When Steckel did not, Poti tried to cut Staal off from getting position driving to the net, which he appeared to do…





…but he could not tie up Staal’s stick, and Staal’s reach allowed him to flip a backhand past Varlamov to tie the game…




-- Ovechkin had 12 shot attempts for the game, seven of them on goal with none of them finding the back of the net. But there didn’t look to be an easy save in the bunch for Ward.

-- Not often you see the losing goaltender get the game’s first star, but it was deserved. A lesser goaltending performance – against Ovechkin alone – and this game would have been over at the first intermission. If it was against a different opponent, we would say that Cam Ward deserved a better fate.

-- We are starting to get the feeling that there is no “number one” defensive pairing. The top two pairs of defensemen – Mike Green and Jeff Schultz, and John Carlson and Karl Alzner – had almost identical ice times, ranging from 23:08 (Alzner) to 25:09 (Carlson). Part of that was Mike Green going off after blocking a shot, but the rookies (we still think of Alzner as a rookie) are taking their place in the rotation of responsible minutes and doing good things with those minutes. Carlson had four hits, four shots, and three blocked shots; Alzner had four blocked shots and a takeaway.
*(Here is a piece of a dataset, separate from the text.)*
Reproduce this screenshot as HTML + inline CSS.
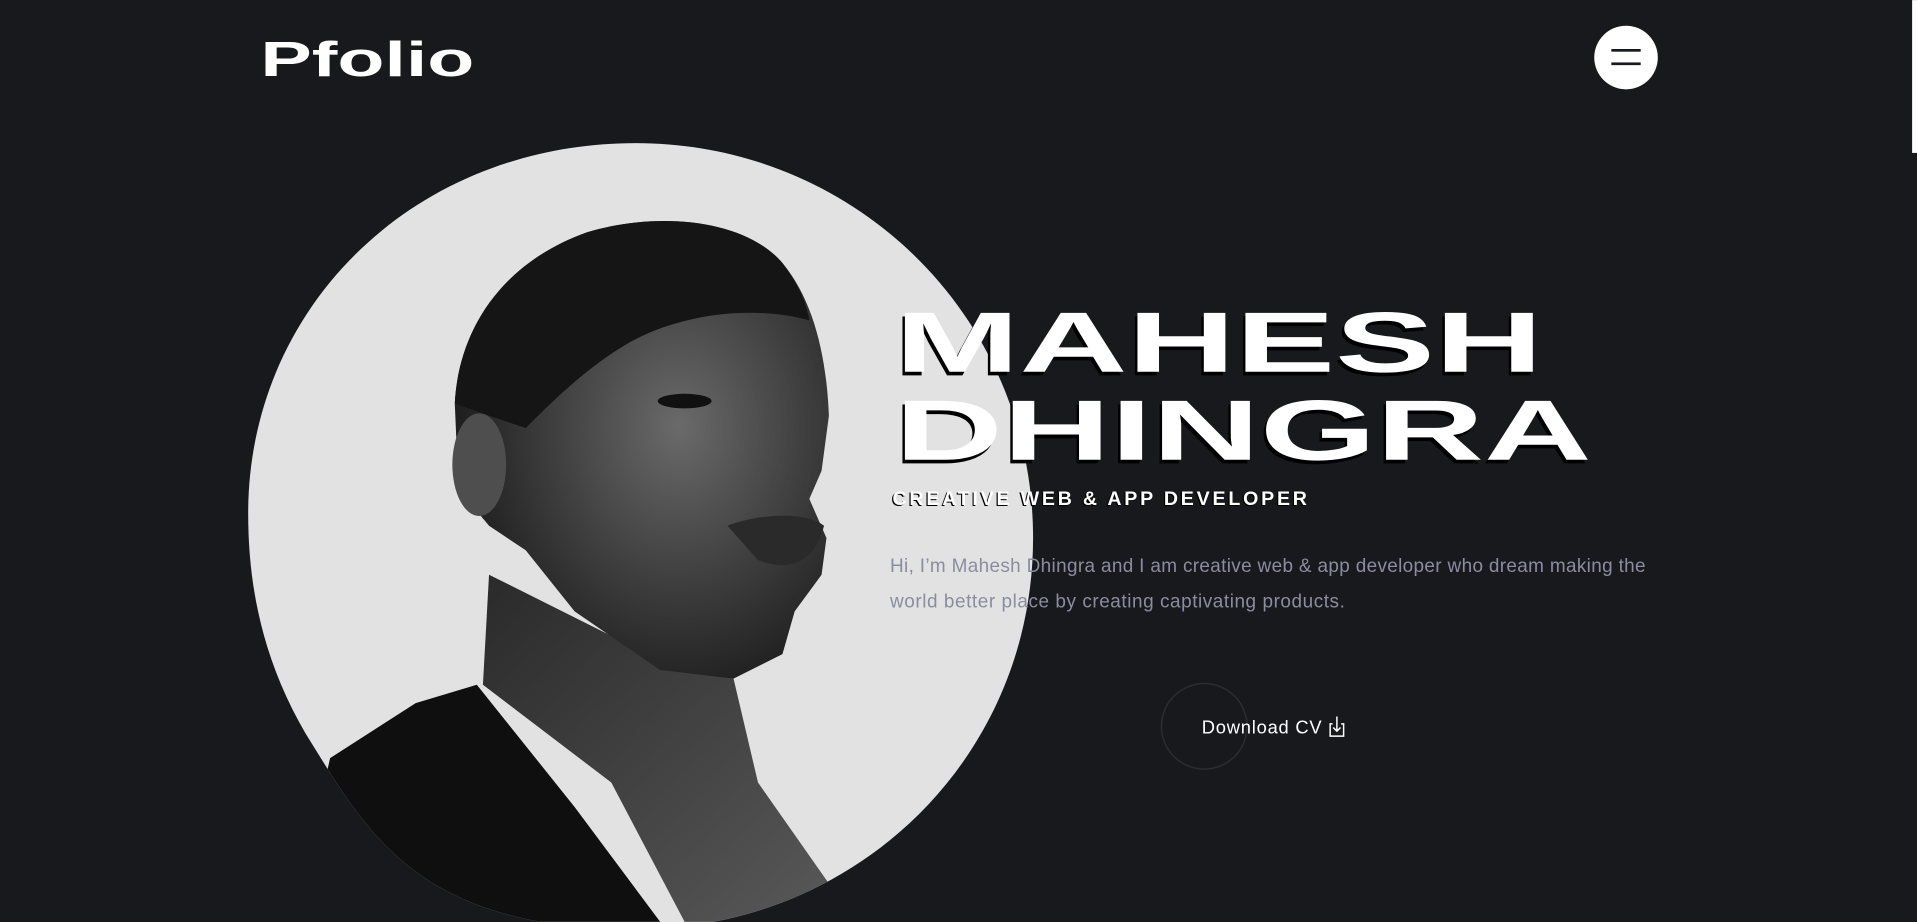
<!DOCTYPE html>
<html><head><meta charset="utf-8"><style>
html,body{margin:0;padding:0;background:#18191d;overflow:hidden}
svg{display:block}
</style></head><body>
<svg width="1917" height="922" viewBox="0 0 1568 754" xmlns="http://www.w3.org/2000/svg">
<defs>
<clipPath id="c"><path d="M520,117 C700,117 845,260 845,440 C845,620 700,760 520,760 C340,760 300,680 250,600 C215,540 203,480 203,420 C203,250 340,117 520,117Z"/></clipPath>
<radialGradient id="sk" cx="0.6" cy="0.45" r="0.6"><stop offset="0" stop-color="#6a6a6a"/><stop offset="0.6" stop-color="#3c3c3c"/><stop offset="1" stop-color="#1e1e1e"/></radialGradient>
<linearGradient id="nk" x1="0" y1="0" x2="1" y2="1"><stop offset="0" stop-color="#2a2a2a"/><stop offset="1" stop-color="#5a5a5a"/></linearGradient>
</defs>
<rect width="1568" height="754" fill="#18191d"/>
<rect x="1564" y="0" width="4" height="125" fill="#fff"/>
<text x="213" y="62" font-family="Liberation Sans, sans-serif" font-weight="bold" font-size="40" fill="#fff" textLength="175" lengthAdjust="spacingAndGlyphs">Pfolio</text>
<circle cx="1330" cy="47" r="26" fill="#fff"/>
<rect x="1318" y="40" width="24" height="2.2" fill="#18191d"/>
<rect x="1318" y="51" width="24" height="2.2" fill="#18191d"/>
<path d="M520,117 C700,117 845,260 845,440 C845,620 700,760 520,760 C340,760 300,680 250,600 C215,540 203,480 203,420 C203,250 340,117 520,117Z" fill="#e2e2e2"/>
<g clip-path="url(#c)">
<path d="M400,470 L395,560 L500,640 L560,754 L700,754 L620,640 L600,555 L540,540 Z" fill="url(#nk)"/>
<path d="M372,330 C375,270 410,215 480,190 C540,172 610,180 640,215 C665,245 676,290 678,340 L672,385 L662,408 L676,440 L672,470 L650,500 L640,535 L600,555 L540,548 L470,500 L430,450 L400,430 L375,400 Z" fill="url(#sk)"/>
<path d="M372,330 C375,270 410,215 480,190 C540,172 610,180 640,215 C655,235 660,250 662,262 C620,250 560,255 515,280 C480,300 450,330 430,350 L400,340 Z" fill="#151515"/>
<ellipse cx="392" cy="380" rx="22" ry="42" fill="#4e4e4e"/>
<path d="M270,620 L340,575 L390,560 L470,660 L540,754 L240,754 Z" fill="#0f0f0f"/>
<ellipse cx="560" cy="328" rx="22" ry="6" fill="#111"/>
<path d="M595,430 C620,420 660,418 674,430 C668,455 650,470 620,458 Z" fill="#2a2a2a"/>
</g>
<g font-family="Liberation Sans, sans-serif" font-weight="bold" font-size="70">
<text x="730" y="307" fill="#000" textLength="530" lengthAdjust="spacingAndGlyphs">MAHESH</text>
<text x="732" y="304" fill="#fff" textLength="530" lengthAdjust="spacingAndGlyphs">MAHESH</text>
<text x="730" y="379" fill="#000" textLength="570" lengthAdjust="spacingAndGlyphs">DHINGRA</text>
<text x="732" y="376" fill="#fff" textLength="570" lengthAdjust="spacingAndGlyphs">DHINGRA</text>
</g>
<text x="729" y="414" font-family="Liberation Sans, sans-serif" font-weight="bold" font-size="16" fill="#000" textLength="339">CREATIVE WEB &amp; APP DEVELOPER</text>
<text x="730" y="413" font-family="Liberation Sans, sans-serif" font-weight="bold" font-size="16" fill="#fff" textLength="339">CREATIVE WEB &amp; APP DEVELOPER</text>
<g font-family="Liberation Sans, sans-serif" font-size="15.5" fill="#8a8da0">
<text x="728" y="468" textLength="618">Hi, I’m Mahesh Dhingra and I am creative web &amp; app developer who dream making the</text>
<text x="728" y="497" textLength="372">world better place by creating captivating products.</text>
</g>
<circle cx="985" cy="594" r="35" fill="none" stroke="#2c2d32" stroke-width="1.2"/>
<text x="983" y="600" font-family="Liberation Sans, sans-serif" font-size="15" fill="#fff" textLength="98">Download CV</text>
<g fill="none" stroke="#fff" stroke-width="1.2">
<path d="M1090,592 L1088,592 L1088,602 L1099,602 L1099,592 L1097,592"/>
<path d="M1093.5,586 L1093.5,598 M1090.5,595 L1093.5,598 L1096.5,595"/>
</g>
</svg>
</body></html>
-- Tomas Fleischmann had two shots on goal in the first minute of play… one over the last 64 minutes. He did, however, win nine of 13 draws. But it is worth noting that he started the game getting more than five minutes of ice time in the first period, almost four in the second, and just over three in the third (also a 40 second shift in overtime).

-- The Caps have a very efficient power play, but the continuing problem with it is not having the opportunity to unleash it often enough. Tonight they had one – one! – power play. They should have had one in overtime when Erik Cole upended Alex Ovechkin, but...
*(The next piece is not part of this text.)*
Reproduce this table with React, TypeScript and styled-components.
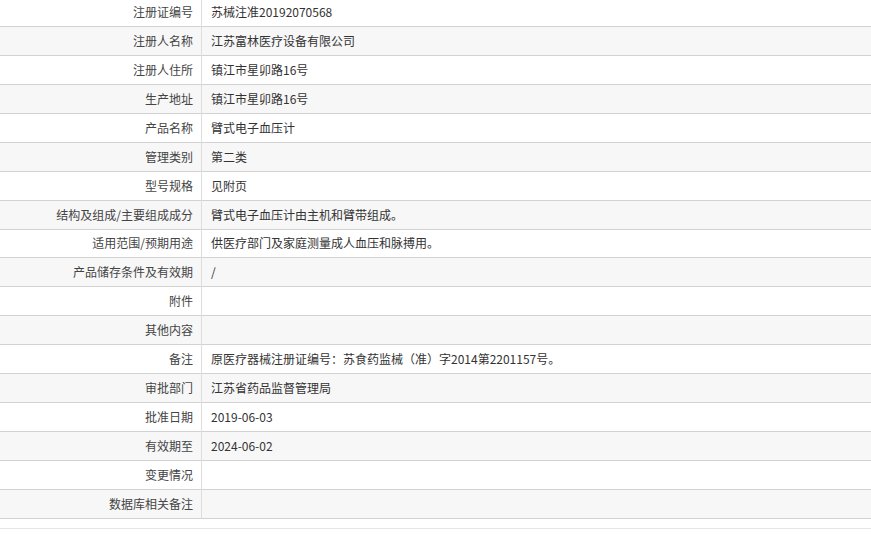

-- As it was, the Caps managed twice as many shots on goal on their lone power play (four) than Carolina had on the three power plays they had (two). In fact, the Caps had as many shorthanded shots on goal (two) as the Hurricanes had on their own power plays.

-- It is also worth noting that Semyon Varlamov has faced only 77 shots in the three games since his return (25.7/game). That he has a save percentage of .948 in those three games suggests that for the moment he has moved ahead of Michal Neuvirth in the goaltending order. But with 57 games to go, this is likely to be a back-and-forth thing, hopefully of the sort that finds one or the other turning in fine performances when called upon.

-- The Caps blocked 25 Carolina shots tonight. Jeff Schultz had almost a third of them (seven).

In the end, it was another one-goal win (eight, tops in the league), another extra time win (six, most in the league). Precisely the testing ground this club might need to prepare for closer-to-the-vest games that they will see in the playoffs. What is more, these one-goal games are not fire wagon games with lots of goals. Of the 11 one-goal decisions the Caps have had (8-1-2), they allowed only as many as four goals in regulation twice. They allowed two or fewer in regulation in eight games.

You could look at the 42 goals allowed in 14 games this month and conclude that the Caps haven’t done a very good job on defense. But remember, too, that 14 goals were allowed in a three-game stretch. Otherwise the Caps have allowed 28 goals in 11 games, a respectable 2.55 per game. That three game stretch has to be looked at as an anomaly. In their last 18 games the Caps have allowed more than three goals five times, three of them coming in that three-game stretch. There isn’t likely to be a Jennings Trophy at the end of this for the Caps’ goaltenders having allowed the fewest goals in the league, but it is a defense that is improved over last season.

Now the Caps go on the road, first to a place where few teams (well, two) have visited and won this season – St. Louis – then to a city where the Caps have had difficulty winning (13-22-8 overall, 2-7-1 in their last ten visits). It will be quite a test for a club looking to hold off the Philadelphia Flyers and the charging Pittsburgh Penguins for the top spot in the East. But they got off to a good start with a good getaway game tonight for their league-leading 17th win.